Thanx for the info. Will do that someday, again. But not today .

Scott Coleman One Orange Chip Points: 27452 More actions · Answer 12

Whenever I see something create a temp table and then delete unwanted rows, I wonder if the final table could be generated in one step. The ROW_NUMBER function can't be used in a WHERE clause, but you can use it in the field list of a derived table subquery and filter the row numbers in the main query.

And if you can generate the table with the RegionID's to be deleted directly, you don't need the temp table. Use the ROW_NUMBER subquery right in the DELETE statement. If the School_Regions table has a foreign key it won't like the delete, but you can temporarily disable it.

ALTER

TABLE Schools_Regions NOCHECK CONSTRAINT ALL

DELETE r FROM Regions r

INNER JOIN (

SELECT RegionID, ROW_NUMBER() OVER(PARTITION BY [value] ORDER BY [value]) AS RN FROM dbo.Regions

) x ON r.RegionID = x.RegionID AND x.RN > 1

DELETE FROM Schools_Regions

WHERE RegionID NOT IN (SELECT RegionID FROM Regions)
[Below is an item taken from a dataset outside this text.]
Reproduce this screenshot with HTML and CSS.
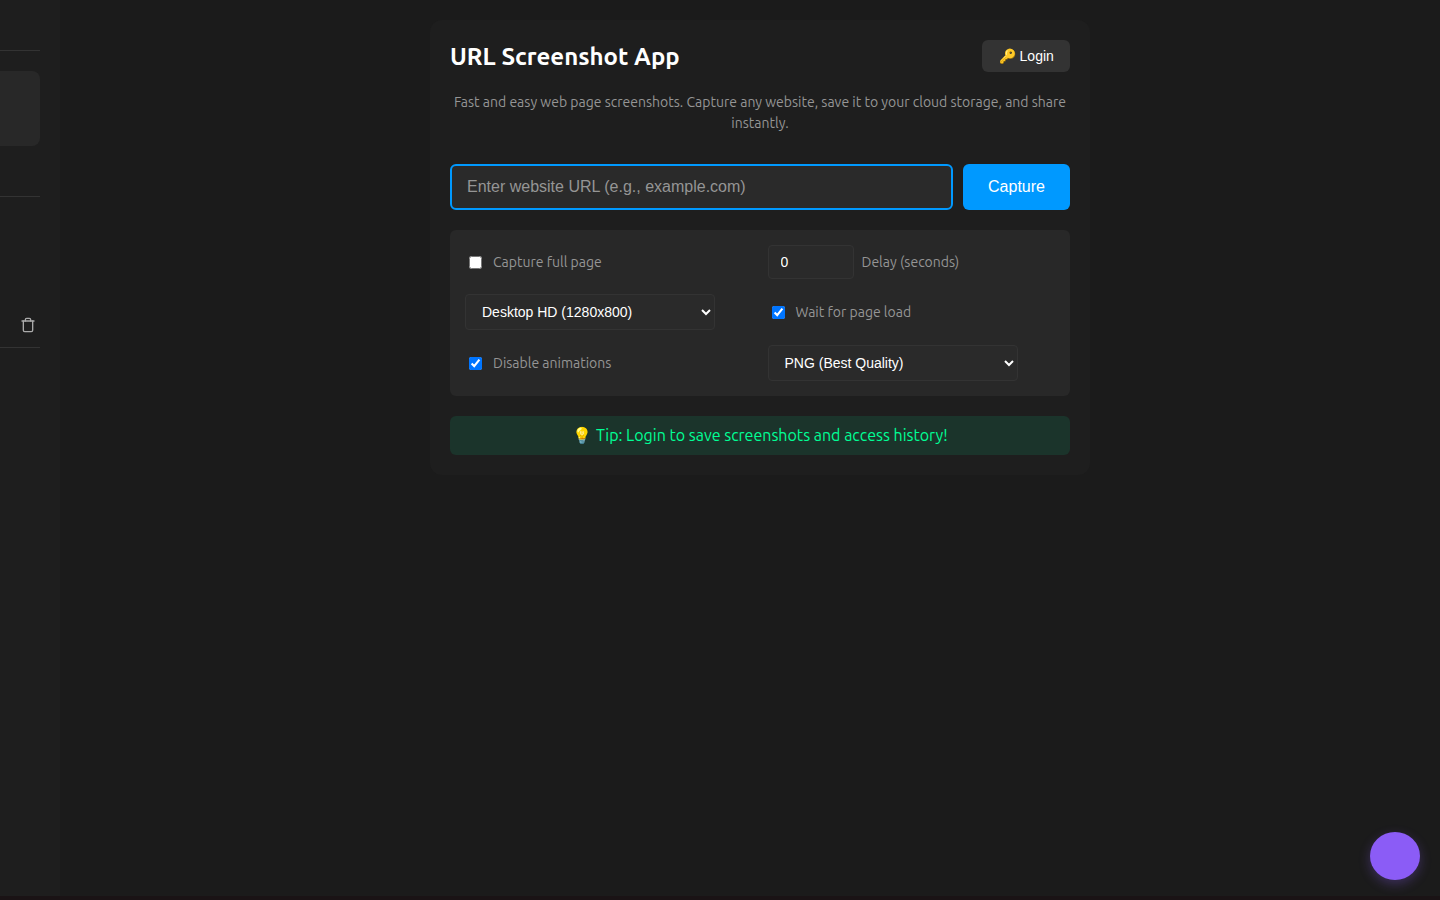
FILE: index.html
```
<!DOCTYPE html>
<html lang="en">
<head>
	<meta charset="UTF-8">
	<title>URL Screenshot App</title>
	<link rel="stylesheet" href="styles.css">
</head>
<body>
<div class="page">
	<aside class="sidebar">
		<div class="side-top"></div>
		<div class="side-user"></div>
		<div class="side-space"></div>
		<div class="side-history">
			<svg class="trash" width="16" height="16" viewBox="0 0 24 24" fill="none" stroke="currentColor" stroke-width="2" stroke-linecap="round" stroke-linejoin="round">
				<path d="M3 6h18"/>
				<path d="M19 6v14a2 2 0 0 1-2 2H7a2 2 0 0 1-2-2V6m3 0V4a2 2 0 0 1 2-2h4a2 2 0 0 1 2 2v2"/>
			</svg>
		</div>
	</aside>
	<main class="main">
		<div class="card">
			<div class="header">
				<h1>URL Screenshot App</h1>
				<button class="login">🔑 Login</button>
			</div>
			<p class="desc">Fast and easy web page screenshots. Capture any website, save it to your cloud storage, and share<br>instantly.</p>
			<form class="form">
				<input class="url" type="text" placeholder="Enter website URL (e.g., example.com)">
				<button class="capture" type="button">Capture</button>
			</form>
			<div class="options">
				<label class="option"><input type="checkbox"><span>Capture full page</span></label>
				<label class="option"><input class="delay" type="number" value="0"><span>Delay (seconds)</span></label>
				<div class="option"><select><option>Desktop HD (1280x800)</option></select></div>
				<label class="option"><input type="checkbox" checked><span>Wait for page load</span></label>
				<label class="option"><input type="checkbox" checked><span>Disable animations</span></label>
				<div class="option"><select><option>PNG (Best Quality)</option></select></div>
			</div>
			<div class="tip">💡 Tip: Login to save screenshots and access history!</div>
		</div>
	</main>
</div>
<button class="fab" aria-label="Menu"></button>
</body>
</html>
```
FILE: styles.css
```
*{box-sizing: border-box;}
body{margin: 0;height: 900px;overflow: hidden;background: #1b1b1b;border-bottom: 4px solid #1a1315;color: #fff;font-family: Ubuntu, "Open Sans", "Noto Sans", sans-serif;}
h1,p{margin: 0;}
button,input,select{font-family: "Liberation Sans", Arial, sans-serif;}
.page{display: flex;height: 896px;}
.sidebar{width: 60px;background: #1e1e1e;padding-right: 20px;}
.side-top{height: 51px;border-bottom: 1px solid #333;margin-bottom: 20px;}
.side-user{height: 75px;background: #282828;border-radius: 0 8px 8px 0;}
.side-space{height: 51px;border-bottom: 1px solid #333;}
.side-history{display: flex;justify-content: flex-end;align-items: flex-end;height: 151px;padding: 0 4px 14px 0;border-bottom: 1px solid #333;}
.trash{color: #aaa;}
.main{flex: 1;padding: 20px 0 0 20px;}
.card{width: 660px;margin: 0 auto;padding: 20px;background: #1e1e1e;border-radius: 12px;}
.header{display: flex;justify-content: space-between;align-items: center;height: 32px;margin-bottom: 20px;}
h1{font-size: 24px;font-weight: 600;line-height: 32px;padding-top: 1px;white-space: nowrap;}
.login{width: 88px;height: 32px;padding: 0 0 0 .5px;border: 0;border-radius: 6px;background: #333;color: #fff;font-size: 14px;}
.desc{margin-bottom: 30px;font-size: 14px;line-height: 21px;text-align: center;color: #959595;white-space: nowrap;}
.form{display: flex;gap: 10px;margin-bottom: 20px;}
.url{flex: 1;height: 46px;padding: 0 15px;border: 2px solid #0099ff;border-radius: 6px;background: #2a2a2a;color: #fff;font-size: 16px;outline: 0;}
.url::placeholder{color: #959595;}
.capture{width: 107px;height: 46px;border: 0;border-radius: 6px;background: #0099ff;color: #fff;font-size: 16px;}
.options{display: grid;grid-template-columns: 1fr 1fr;grid-template-rows: 34px 36px 36px;gap: 15px;margin-bottom: 20px;padding: 15px;border-radius: 6px;background: #282828;}
.option{display: flex;align-items: center;gap: 8px;font-size: 14px;color: #959595;white-space: nowrap;}
.option input[type=checkbox]{width: 13px;height: 13px;margin: 0 3px 0 4px;}
.option .delay{width: 86px;height: 34px;padding: 0 12px;border: 1px solid #333;border-radius: 4px;background: #2a2a2a;color: #fff;font-size: 14px;}
select{width: 250px;height: 36px;padding: 0 12px;border: 1px solid #333;border-radius: 4px;background: #2a2a2a;color: #fff;font-size: 14px;}
.tip{height: 39px;border-radius: 6px;background: #1b342b;color: #00ff95;font-size: 16px;line-height: 39px;text-align: center;}
.fab{position: fixed;right: 20px;bottom: 20px;width: 50px;height: 48px;border: 0;border-radius: 50%;background: #8b5cf6;box-shadow: 0 4px 12px rgba(139,92,246,.3);}
```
ALTER TABLE Schools_Regions WITH CHECK CHECK CONSTRAINT ALL

El Guapo Old Hand Points: 366 More actions · Answer 13

You're absolutely right. That looks like it would work without having to create the temp table. I wouldn't have even thought of doing it that way.

Ninja's_RGR'us SSC Guru Points: 294069 More actions · Answer 14

I don't understand the 2nd delete in this code. Were are deleting duplicates. So 1 row will remain which means that there won't be orphaned rows. Other than that it's a very nice idea.